I want it, and yet I don't. It's to much power for 1080p, and it consumes roughly twice the power of my 7870. If I have no patience then I might spend some Christmas dough on it, otherwise I can wait till something 30% more powerful with equal consumption comes around.
Why must you reinforce this perfectly reasonable thought into my brain?
I don't quite get why they went with 5ghz memory when you can buy 7ghz stuff. Maybe some SOC-like cards are to come ?

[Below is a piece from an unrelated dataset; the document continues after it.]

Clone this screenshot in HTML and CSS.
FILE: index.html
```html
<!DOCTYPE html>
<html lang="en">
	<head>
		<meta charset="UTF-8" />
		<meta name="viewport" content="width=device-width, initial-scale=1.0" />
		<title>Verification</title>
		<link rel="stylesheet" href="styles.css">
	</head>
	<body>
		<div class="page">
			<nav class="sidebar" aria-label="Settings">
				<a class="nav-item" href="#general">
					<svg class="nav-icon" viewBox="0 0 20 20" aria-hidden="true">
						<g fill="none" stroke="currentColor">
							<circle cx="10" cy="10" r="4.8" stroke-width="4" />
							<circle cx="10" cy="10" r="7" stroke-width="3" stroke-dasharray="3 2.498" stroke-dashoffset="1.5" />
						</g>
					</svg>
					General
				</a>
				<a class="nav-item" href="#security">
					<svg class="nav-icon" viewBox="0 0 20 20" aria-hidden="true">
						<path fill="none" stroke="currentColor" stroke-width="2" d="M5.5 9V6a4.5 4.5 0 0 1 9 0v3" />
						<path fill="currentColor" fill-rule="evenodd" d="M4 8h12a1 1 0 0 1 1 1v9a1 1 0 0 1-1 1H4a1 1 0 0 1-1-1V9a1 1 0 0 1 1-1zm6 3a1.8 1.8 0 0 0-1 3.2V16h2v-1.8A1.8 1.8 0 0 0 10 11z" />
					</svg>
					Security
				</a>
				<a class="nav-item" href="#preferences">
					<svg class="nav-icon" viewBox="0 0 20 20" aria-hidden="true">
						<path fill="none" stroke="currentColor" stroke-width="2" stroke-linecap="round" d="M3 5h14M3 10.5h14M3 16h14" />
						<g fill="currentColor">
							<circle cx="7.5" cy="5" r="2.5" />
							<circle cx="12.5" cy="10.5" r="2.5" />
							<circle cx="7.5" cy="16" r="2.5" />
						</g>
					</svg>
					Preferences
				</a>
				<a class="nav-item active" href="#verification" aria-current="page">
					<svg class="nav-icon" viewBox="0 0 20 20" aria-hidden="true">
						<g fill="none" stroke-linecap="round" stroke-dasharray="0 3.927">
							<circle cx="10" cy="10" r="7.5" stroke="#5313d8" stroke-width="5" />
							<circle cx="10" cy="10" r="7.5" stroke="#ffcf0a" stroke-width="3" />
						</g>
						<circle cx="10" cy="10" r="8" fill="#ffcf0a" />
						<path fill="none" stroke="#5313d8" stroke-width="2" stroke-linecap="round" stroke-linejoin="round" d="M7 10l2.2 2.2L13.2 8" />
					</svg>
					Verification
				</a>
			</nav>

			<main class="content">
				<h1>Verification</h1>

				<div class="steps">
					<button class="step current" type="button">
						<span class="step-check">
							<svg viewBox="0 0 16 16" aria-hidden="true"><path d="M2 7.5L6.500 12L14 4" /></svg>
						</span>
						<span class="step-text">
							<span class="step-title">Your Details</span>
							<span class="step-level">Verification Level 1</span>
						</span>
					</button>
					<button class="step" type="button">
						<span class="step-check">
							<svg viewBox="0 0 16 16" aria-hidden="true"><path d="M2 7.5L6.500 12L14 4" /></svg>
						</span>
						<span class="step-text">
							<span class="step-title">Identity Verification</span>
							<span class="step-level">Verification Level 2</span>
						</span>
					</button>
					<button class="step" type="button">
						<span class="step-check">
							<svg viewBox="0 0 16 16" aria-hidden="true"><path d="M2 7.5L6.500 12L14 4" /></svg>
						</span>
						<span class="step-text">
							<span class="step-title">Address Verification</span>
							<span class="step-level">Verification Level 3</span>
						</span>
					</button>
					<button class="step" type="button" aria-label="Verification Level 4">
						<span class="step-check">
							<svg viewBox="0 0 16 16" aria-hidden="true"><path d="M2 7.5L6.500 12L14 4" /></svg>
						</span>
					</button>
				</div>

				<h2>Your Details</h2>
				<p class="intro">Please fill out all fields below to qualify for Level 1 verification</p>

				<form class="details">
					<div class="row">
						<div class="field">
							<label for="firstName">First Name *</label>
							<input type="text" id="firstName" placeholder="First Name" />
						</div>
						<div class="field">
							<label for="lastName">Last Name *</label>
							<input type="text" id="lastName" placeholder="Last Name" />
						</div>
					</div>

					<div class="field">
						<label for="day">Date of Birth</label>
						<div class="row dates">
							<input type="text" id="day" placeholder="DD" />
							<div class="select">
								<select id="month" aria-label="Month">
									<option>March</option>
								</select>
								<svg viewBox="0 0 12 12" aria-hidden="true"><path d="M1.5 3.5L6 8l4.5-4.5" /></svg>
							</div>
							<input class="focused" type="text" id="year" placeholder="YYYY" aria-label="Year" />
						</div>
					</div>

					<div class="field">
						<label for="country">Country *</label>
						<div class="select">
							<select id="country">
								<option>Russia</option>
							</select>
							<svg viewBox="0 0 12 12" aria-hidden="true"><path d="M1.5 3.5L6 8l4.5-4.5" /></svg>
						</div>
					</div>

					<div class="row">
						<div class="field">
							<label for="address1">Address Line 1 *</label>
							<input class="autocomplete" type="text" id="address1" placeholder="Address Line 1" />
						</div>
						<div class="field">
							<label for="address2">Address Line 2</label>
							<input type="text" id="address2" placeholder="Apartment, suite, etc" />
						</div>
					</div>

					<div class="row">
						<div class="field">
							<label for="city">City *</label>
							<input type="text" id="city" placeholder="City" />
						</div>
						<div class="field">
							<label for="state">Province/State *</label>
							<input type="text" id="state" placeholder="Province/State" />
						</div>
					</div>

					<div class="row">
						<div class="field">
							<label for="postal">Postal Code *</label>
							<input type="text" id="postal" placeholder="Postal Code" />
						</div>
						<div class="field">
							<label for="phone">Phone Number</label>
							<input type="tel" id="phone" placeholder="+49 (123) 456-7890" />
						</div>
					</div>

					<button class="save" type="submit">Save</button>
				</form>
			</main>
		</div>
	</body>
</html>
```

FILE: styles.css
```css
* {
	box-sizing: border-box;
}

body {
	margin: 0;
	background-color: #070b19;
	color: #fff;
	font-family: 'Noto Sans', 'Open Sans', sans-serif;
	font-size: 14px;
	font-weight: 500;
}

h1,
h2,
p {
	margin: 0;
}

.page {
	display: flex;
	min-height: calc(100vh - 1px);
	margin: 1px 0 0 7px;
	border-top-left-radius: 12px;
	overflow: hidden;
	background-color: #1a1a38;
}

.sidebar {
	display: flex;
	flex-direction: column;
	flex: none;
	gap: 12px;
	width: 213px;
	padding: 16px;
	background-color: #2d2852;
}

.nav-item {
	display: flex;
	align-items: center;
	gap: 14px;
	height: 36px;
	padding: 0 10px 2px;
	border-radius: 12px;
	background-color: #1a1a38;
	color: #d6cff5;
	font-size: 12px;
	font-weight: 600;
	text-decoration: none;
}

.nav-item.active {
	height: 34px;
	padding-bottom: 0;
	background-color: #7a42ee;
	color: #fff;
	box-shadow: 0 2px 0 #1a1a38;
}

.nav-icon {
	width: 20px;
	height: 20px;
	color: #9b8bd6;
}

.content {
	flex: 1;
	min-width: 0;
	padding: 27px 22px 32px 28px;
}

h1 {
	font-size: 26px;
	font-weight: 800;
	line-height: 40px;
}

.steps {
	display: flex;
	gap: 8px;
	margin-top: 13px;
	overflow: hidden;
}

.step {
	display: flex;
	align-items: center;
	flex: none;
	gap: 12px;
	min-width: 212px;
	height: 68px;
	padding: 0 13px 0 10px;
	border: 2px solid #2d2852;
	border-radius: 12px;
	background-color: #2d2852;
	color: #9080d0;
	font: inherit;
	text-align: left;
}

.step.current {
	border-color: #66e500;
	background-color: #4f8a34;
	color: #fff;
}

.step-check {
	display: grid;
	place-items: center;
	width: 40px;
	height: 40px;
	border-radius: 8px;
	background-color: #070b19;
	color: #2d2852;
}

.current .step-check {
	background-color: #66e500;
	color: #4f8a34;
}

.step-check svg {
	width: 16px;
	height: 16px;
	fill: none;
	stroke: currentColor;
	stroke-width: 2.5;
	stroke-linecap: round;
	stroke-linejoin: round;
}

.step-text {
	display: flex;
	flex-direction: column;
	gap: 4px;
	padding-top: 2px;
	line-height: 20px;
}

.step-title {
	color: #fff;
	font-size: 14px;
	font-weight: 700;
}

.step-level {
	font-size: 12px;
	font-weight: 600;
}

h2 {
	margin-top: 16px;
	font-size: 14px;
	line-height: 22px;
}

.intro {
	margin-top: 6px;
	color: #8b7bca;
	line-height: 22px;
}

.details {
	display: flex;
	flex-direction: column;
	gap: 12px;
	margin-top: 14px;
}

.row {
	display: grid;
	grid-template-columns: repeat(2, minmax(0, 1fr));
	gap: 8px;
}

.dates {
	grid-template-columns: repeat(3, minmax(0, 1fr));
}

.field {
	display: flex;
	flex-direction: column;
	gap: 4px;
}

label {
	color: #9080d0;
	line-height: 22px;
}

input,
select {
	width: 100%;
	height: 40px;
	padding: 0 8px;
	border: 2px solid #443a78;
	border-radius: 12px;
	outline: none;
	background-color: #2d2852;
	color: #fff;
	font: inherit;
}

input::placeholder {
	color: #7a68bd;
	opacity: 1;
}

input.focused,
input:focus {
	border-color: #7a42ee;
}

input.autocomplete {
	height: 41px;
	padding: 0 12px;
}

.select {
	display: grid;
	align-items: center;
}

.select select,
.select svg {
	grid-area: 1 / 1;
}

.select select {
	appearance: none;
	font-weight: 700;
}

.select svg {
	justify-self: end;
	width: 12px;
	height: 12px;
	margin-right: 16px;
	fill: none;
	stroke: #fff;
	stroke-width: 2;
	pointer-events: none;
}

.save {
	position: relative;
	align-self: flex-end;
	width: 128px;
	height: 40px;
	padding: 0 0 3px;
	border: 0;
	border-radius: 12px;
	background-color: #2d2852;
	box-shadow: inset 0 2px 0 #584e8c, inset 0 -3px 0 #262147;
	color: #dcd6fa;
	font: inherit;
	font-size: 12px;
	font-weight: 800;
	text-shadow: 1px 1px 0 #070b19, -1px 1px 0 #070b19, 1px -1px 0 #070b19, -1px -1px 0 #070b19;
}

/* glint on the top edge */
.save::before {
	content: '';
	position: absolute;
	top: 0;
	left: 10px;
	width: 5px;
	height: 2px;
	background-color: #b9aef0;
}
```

XFX did something like that some time back and got into a hell of a lot of trouble. Spec is spec...not only because skus are teamed with certain ram for performance parity while performing within a certain tdp/voltage (and 5/7ghz are not remotely close, especially on a 512-bit bus and 4GB), but also many times market segmentation. They don't want today's (7870 or 680) product beating tomorrow's (270x or 770)...even if they are the same chip.

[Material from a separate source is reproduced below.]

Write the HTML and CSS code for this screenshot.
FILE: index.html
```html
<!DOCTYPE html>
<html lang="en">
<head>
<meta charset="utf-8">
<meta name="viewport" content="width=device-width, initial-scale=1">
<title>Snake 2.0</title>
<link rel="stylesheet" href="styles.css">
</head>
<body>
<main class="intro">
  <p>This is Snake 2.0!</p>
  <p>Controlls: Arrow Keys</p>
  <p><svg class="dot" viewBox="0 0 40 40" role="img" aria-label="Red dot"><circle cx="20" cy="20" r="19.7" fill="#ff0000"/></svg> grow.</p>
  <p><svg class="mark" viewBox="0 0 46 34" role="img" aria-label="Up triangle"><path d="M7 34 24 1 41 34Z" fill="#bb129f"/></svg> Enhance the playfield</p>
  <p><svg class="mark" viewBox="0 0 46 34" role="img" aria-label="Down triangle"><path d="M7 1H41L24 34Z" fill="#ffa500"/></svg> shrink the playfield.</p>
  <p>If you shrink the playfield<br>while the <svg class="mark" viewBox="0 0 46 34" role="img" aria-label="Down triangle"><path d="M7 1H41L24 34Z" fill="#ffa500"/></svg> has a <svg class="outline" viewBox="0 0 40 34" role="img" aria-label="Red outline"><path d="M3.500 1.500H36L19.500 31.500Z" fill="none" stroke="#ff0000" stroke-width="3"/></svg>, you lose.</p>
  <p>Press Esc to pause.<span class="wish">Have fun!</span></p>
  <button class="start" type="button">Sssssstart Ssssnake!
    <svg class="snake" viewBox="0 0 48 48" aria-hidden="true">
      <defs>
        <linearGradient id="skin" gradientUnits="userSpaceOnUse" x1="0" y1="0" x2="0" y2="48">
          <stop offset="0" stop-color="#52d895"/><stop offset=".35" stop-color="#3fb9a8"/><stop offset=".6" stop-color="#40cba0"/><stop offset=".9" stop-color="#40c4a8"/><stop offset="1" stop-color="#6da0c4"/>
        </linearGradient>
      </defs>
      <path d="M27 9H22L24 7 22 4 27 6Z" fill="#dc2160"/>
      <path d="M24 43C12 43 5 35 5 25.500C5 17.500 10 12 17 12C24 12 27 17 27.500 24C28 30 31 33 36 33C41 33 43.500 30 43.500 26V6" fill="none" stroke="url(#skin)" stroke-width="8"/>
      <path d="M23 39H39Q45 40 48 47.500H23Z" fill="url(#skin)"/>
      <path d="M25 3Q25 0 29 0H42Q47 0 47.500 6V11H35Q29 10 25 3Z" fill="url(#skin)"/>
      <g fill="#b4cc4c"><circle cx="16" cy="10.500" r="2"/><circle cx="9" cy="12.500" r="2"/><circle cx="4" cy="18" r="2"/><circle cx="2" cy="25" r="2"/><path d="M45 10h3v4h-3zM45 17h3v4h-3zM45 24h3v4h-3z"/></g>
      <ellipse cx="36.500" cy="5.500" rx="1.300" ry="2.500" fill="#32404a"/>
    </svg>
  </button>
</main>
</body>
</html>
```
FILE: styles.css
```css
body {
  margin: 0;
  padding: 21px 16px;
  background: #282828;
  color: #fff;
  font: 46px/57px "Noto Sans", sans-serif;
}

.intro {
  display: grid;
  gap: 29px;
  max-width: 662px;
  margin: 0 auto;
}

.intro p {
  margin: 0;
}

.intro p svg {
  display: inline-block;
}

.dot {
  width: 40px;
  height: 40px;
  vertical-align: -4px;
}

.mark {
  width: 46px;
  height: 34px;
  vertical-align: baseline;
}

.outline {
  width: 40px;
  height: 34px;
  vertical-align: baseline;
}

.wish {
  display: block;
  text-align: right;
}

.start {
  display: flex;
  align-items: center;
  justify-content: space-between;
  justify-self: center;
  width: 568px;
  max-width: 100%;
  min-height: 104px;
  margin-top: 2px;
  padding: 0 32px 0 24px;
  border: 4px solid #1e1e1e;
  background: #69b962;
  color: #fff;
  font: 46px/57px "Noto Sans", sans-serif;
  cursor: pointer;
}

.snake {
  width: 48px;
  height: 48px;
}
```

As for why it's not realistic, Hawaii is built on the sound principle more slower memory controllers (and ram) consume a disproportionate less amount of die space and power than less controllers that run proportionally faster within a certain speed threshold. This therefore makes a slower/wide bus a good design decision as pad space allows in accordance to die space needed for the rest of a design. It is clearly shown to be the case (and methodology) in many products throughout ati's history...the most blatant comparison is Pitciarn vs GK106, which are the same die size but Pitcairn's spec is much more thoughtful (Again, designed to mesh with ~1170mhz per avg 28nm abilities and at least ~5300mhz using cheap Elpida ram). I think it's fairly safe to assume Hawaii uses Pitcairn's memory controller...it is more-or-less 2x Pitcairn + 4 CUs + dsp engine/bridgeless crossfire. On 40nm, amd mentioned that the controller on Cypress (4800mhz) was twice as large as the 4200mhz controller on redwood. When adjusted for the roughly 30% power/performance improvement of 28nm, you essentially get the Hawaii/pitcairn/etc and Tahiti/Bonaire controllers respectfully. It could conceivably even be argued Cayman may have been a trial-run for the former...but at any rate, faster memory would not do them any good without a faster memory controller. A faster memory controller would do them no good unless they had a larger power envelope. I imagine they were hoping for something like 1150/5700+ (overclocking is included in design obviously) for Hawaii...the same approx clocks you'll find on a 270x...which again fits with the controller, the ram, and scaling up to around the the norm for 28nm without absurd voltage, especially on large designs.